To the Editor:
Thank you for your story on the State Champion West Potomac High School football teams of 1989-1990. I thought your story left out the most important impact of West Potomac’s outstanding football program.
I was in the Class of 1989 at West Potomac High School. Our class was the very first graduating class to attend West Potomac High School for all four years. When we started in the Fall of 1984, West Potomac had just risen from a huge community conflict created by merging Fort Hunt H.S. with Groveton H.S. It was probably the greatest community conflict Mt. Vernon has ever seen and makes today’s school boundary disputes look like child’s play.
While I was struggling to assimilate from eighth grade to being a lowly freshman in my new school, the three upper classes were busy acclimating to new teachers, new peer groups, and for half of the students, a new building. Many students were angry that all traces of the identity of their old schools, with which they held deep loyalty, had been completely erased. Many students were working through their assumptions about the kids from "the other school," previously their neighborhood rivals which were only intensified by the merger conflict, and overcoming those preconceptions.
Football helped bring the school and the community together. In September 1984, West Potomac was a blank slate. The incoming students had voted on the names for West Potomac and Carl Sandberg and we had brand new mascots, colors, and uniforms. The football team had a new band director, Roy Holder, who wrote a new fight song for the school. Our marching band didn’t have uniforms so in 1984, we marched in blue rugby shirts, white Dickies, and we wore white styrofoam hats. In 1984, fall football was the first time we all came together and cheered together for our new school - West Potomac.
During my first three years there, the band program, both the marching and symphonic band, became one of the best in Virginia and the football program became one of the best in Virginia. In the fall of my senior year in 1988, Dan Meier was my guidance counselor helping me with my college choices and West Potomac football had started to come of age going 9-3 with quarterback Kiluu Davis, sweeping the Gunston District, and losing in Northern Virginia Division 6 Championship to an undefeated Robinson – a school which had double as many students as we did, and where Dan Meier is ironically now the principal. The 1990 place kicker mentioned in your story, Ben Nowak, came to JMU, as I did, and talked me into rushing his fraternity where we made lifelong friendships. The teams that won the state championship in the two years after I left were composed of the first two classes to attend Carl Sandburg Intermediate School, and they had what is now the "typical" West Potomac pyramid experience.
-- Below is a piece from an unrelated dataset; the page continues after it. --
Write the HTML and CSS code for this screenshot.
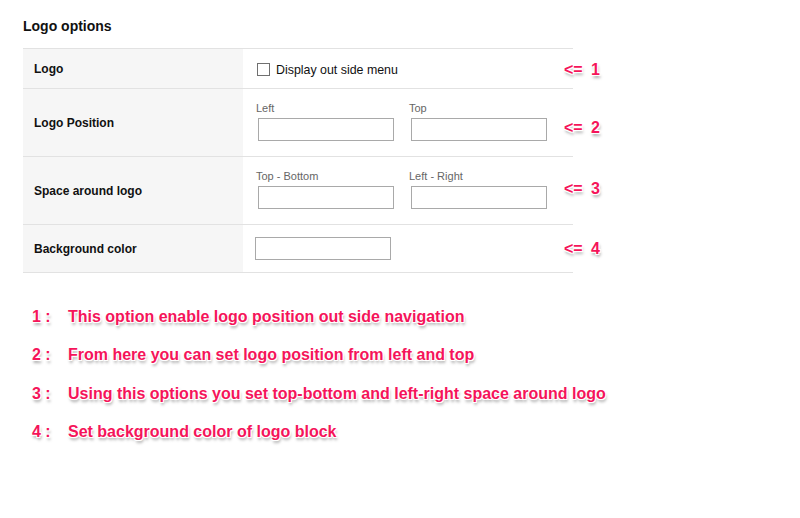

What your article lacked was the broader story of how the greater Mt. Vernon community owes Dan Meier tremendous credit, not just for what he taught his players or for what his teams accomplished, or even what other students received from his counseling (such as myself). He and his teams deserve acknowledgement for helping to bring together a fractured community and create a critical community institution by giving us some of the best high school football teams in Northern Virginia to cheer for when we here needed it the most.